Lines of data
════════════════

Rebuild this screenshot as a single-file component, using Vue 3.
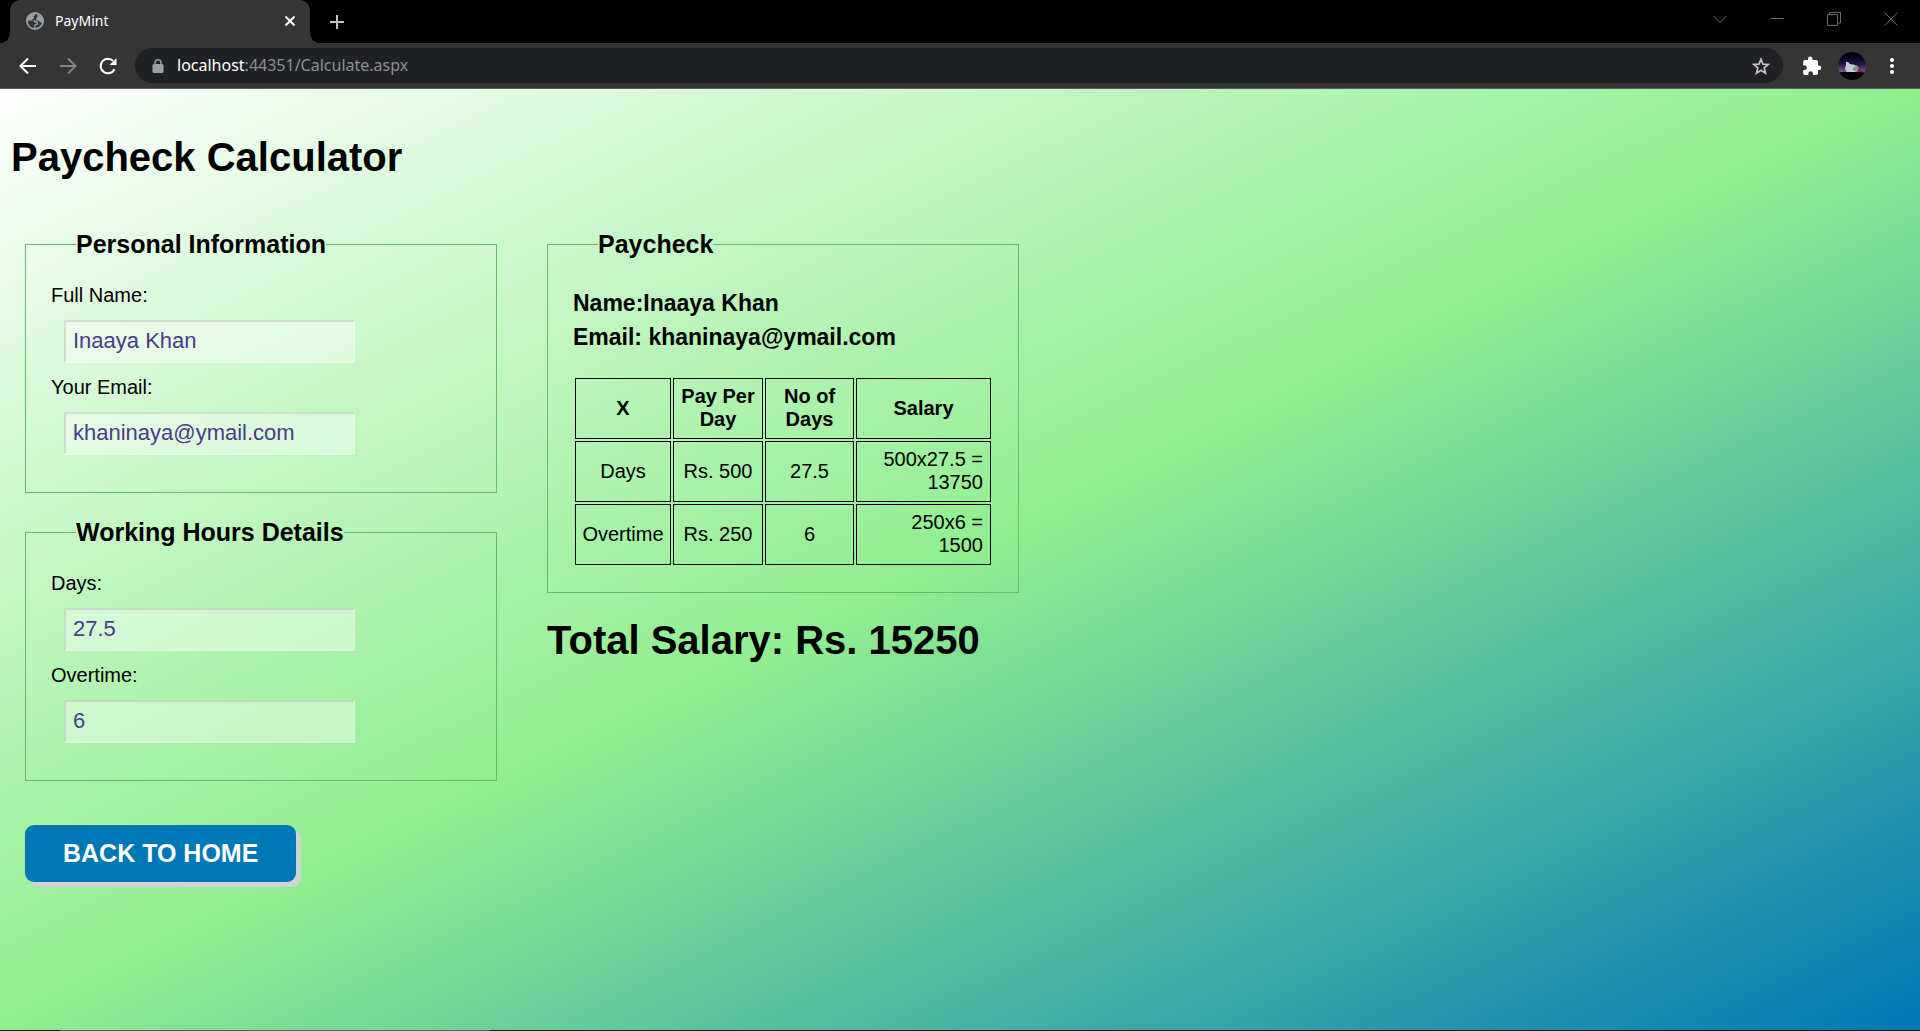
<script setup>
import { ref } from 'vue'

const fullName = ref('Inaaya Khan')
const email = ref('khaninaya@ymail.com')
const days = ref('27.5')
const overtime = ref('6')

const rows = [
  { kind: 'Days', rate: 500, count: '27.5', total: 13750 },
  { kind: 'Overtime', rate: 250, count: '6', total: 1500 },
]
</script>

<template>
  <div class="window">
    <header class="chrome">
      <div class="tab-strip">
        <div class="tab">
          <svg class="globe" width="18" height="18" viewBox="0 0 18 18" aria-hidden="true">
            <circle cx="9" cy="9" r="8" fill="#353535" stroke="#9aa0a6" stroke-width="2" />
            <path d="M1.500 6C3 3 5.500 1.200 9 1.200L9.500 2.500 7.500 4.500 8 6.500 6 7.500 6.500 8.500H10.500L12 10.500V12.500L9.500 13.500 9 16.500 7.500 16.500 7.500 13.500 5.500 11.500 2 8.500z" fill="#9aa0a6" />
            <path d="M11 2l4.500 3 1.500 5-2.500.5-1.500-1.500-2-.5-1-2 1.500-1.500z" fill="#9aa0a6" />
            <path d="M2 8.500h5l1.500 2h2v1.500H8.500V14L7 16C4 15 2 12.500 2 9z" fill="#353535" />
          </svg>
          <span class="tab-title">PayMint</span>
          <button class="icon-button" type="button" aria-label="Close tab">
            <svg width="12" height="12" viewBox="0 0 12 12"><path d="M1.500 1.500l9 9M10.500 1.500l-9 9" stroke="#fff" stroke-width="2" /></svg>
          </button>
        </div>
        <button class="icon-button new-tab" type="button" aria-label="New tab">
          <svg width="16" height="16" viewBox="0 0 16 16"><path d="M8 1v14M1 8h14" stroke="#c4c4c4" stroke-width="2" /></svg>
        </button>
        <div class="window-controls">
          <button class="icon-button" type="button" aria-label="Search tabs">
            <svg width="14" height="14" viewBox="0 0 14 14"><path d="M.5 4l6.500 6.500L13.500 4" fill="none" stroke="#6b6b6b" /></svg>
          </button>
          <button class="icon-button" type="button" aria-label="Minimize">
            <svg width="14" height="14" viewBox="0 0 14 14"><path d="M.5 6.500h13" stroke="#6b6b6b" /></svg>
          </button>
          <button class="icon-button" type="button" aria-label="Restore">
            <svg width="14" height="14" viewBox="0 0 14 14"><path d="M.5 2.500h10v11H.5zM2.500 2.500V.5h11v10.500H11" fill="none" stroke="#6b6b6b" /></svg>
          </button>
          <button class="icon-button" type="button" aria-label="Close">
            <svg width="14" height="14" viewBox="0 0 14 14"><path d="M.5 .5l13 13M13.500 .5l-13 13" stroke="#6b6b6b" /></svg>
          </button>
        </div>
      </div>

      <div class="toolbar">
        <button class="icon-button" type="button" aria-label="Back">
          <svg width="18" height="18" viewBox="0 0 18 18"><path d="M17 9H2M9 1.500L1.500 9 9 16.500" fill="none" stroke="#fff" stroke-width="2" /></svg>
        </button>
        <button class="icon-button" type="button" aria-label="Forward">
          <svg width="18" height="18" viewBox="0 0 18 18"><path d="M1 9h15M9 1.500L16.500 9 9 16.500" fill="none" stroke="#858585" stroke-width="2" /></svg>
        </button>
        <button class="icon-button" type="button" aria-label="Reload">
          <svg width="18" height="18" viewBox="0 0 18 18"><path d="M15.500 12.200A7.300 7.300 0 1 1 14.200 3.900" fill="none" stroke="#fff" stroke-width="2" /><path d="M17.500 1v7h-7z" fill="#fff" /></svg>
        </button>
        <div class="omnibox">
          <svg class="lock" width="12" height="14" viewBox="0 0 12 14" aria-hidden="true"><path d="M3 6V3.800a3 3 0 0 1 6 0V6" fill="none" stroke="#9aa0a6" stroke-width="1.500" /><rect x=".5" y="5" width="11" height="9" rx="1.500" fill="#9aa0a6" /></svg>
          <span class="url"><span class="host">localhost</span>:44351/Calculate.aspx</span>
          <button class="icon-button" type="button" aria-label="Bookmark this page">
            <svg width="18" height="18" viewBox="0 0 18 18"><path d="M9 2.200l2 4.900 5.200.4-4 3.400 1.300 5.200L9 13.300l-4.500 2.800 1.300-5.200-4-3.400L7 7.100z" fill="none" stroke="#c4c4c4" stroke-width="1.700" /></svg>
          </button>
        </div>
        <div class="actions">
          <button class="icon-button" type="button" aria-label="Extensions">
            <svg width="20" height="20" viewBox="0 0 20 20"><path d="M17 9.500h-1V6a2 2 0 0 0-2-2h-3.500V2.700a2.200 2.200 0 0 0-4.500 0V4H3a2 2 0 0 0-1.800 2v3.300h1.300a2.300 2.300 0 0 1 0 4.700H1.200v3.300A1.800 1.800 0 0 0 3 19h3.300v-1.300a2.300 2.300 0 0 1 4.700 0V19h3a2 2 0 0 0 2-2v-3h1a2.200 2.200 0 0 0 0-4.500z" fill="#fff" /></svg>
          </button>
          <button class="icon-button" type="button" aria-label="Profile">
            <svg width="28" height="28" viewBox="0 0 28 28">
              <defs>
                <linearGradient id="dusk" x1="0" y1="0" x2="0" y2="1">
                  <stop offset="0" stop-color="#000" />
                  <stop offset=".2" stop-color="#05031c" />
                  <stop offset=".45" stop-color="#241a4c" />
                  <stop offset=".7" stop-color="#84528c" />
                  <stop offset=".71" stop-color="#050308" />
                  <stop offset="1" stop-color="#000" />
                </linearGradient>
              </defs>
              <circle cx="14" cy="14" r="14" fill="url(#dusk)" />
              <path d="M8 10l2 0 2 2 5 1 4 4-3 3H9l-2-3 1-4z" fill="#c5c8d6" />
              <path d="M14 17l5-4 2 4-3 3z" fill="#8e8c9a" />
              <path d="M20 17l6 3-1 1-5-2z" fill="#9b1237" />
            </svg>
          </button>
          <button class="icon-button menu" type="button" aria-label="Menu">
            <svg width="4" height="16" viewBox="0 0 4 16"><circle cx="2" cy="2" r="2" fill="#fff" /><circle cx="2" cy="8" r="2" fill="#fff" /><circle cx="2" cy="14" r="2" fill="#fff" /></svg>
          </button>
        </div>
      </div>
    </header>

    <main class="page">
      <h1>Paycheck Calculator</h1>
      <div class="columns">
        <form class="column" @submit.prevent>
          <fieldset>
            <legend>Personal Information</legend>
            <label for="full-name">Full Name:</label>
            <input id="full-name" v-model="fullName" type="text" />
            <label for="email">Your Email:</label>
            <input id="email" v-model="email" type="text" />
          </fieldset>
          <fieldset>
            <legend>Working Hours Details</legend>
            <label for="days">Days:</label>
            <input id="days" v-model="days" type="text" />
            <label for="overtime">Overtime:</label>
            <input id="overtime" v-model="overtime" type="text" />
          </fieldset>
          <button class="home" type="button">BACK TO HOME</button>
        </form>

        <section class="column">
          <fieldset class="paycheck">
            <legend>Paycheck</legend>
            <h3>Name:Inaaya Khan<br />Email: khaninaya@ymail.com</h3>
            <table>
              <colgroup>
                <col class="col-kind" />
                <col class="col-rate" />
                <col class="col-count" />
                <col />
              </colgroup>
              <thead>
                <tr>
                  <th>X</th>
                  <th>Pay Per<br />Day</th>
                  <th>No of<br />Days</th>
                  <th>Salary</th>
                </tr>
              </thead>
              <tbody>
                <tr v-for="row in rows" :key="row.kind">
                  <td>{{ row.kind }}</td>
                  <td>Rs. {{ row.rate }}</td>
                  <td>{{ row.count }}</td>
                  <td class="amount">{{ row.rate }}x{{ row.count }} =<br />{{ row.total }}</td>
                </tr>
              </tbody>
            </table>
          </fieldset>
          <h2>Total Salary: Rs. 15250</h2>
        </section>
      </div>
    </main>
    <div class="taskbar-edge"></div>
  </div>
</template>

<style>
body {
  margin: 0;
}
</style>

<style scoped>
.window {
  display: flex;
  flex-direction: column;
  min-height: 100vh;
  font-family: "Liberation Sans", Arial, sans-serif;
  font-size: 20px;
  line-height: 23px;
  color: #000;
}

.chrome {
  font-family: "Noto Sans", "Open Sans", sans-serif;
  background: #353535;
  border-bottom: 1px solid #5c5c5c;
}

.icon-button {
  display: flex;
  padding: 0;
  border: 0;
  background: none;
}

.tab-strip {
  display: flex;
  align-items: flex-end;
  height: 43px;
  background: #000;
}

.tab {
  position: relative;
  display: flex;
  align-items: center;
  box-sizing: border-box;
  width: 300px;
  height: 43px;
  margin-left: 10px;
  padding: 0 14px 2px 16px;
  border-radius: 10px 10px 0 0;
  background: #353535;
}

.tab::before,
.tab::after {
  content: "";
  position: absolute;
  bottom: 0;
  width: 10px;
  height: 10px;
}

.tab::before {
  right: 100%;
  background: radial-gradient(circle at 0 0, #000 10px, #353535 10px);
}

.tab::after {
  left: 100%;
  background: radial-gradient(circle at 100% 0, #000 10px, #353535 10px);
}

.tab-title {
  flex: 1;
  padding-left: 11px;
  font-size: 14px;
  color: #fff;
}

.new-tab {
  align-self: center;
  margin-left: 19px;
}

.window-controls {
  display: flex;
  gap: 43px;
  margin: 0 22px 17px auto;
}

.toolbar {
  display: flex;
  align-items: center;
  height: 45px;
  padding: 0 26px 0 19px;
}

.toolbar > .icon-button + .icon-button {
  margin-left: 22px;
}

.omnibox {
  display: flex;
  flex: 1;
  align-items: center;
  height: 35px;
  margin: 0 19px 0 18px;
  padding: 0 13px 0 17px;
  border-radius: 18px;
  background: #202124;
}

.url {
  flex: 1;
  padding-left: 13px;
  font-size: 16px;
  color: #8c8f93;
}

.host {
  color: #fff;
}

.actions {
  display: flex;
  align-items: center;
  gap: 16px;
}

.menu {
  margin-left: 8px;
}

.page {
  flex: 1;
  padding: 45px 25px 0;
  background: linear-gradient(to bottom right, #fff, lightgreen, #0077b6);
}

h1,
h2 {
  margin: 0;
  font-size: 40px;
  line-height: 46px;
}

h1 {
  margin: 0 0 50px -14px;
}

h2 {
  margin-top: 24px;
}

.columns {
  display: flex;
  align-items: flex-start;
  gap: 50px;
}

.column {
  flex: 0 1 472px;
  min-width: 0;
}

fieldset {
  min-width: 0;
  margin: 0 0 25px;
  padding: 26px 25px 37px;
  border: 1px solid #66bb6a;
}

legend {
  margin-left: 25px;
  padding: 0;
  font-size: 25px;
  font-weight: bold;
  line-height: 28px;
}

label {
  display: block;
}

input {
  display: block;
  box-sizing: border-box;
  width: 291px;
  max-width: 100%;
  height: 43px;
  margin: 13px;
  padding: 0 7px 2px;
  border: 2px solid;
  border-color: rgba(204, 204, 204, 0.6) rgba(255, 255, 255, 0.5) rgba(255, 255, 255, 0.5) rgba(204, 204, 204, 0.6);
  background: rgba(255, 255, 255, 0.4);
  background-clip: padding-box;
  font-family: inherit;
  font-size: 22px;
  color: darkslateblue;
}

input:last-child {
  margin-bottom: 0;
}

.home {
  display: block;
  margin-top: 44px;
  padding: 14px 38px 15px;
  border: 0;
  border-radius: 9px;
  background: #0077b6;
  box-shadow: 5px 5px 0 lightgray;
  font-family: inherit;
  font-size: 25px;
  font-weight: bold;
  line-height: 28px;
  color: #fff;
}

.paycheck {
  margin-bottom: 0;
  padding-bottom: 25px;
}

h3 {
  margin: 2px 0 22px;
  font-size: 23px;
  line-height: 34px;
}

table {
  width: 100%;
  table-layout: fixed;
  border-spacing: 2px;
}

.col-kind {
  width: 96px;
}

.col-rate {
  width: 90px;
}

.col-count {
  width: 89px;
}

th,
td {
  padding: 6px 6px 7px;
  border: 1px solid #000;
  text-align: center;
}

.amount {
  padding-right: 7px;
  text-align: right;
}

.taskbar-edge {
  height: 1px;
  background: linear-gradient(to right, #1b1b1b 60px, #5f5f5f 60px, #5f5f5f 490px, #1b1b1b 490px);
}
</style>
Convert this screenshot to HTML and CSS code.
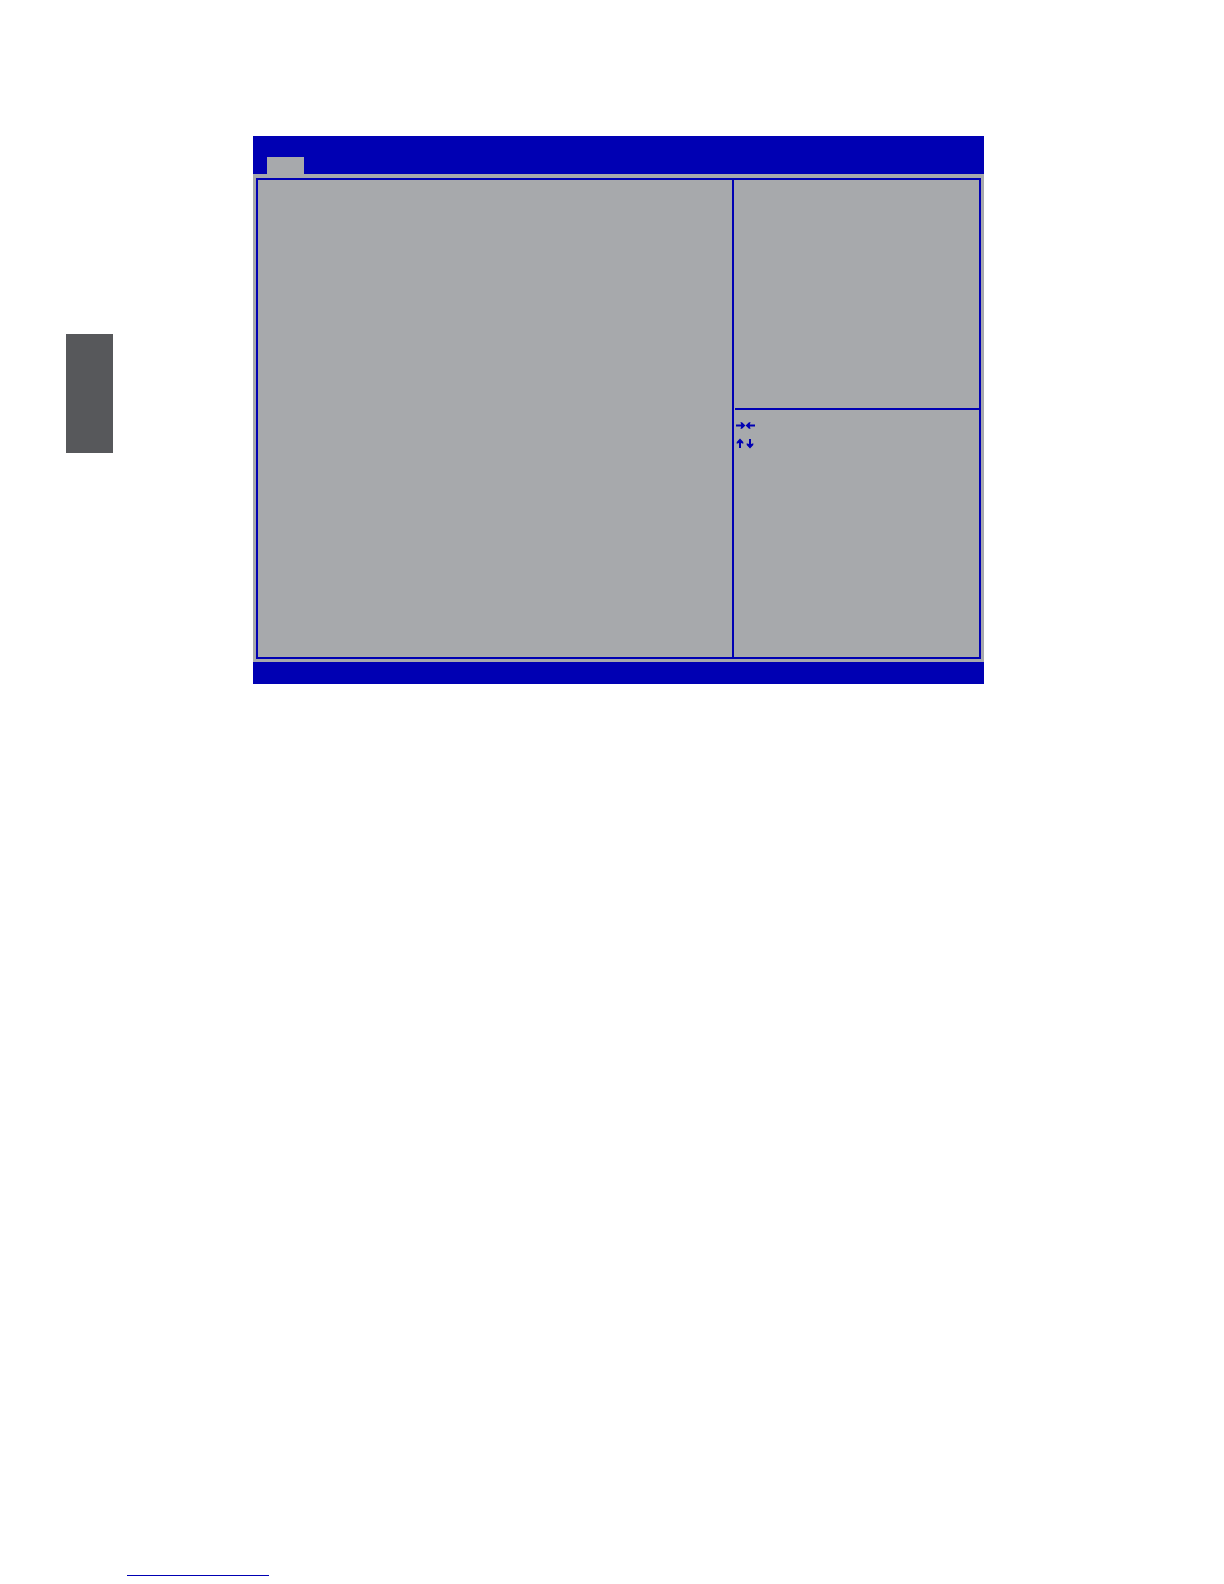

════════════════

Directions for this task = Transcribe exactly, please, the lines between the start of the records above and the line holding "const overtime = ref('6')", counting both of those lines and omitting pictures.

Response for this exercise =
Rebuild this screenshot as a single-file component, using Vue 3.
<script setup>
import { ref } from 'vue'

const fullName = ref('Inaaya Khan')
const email = ref('khaninaya@ymail.com')
const days = ref('27.5')
const overtime = ref('6')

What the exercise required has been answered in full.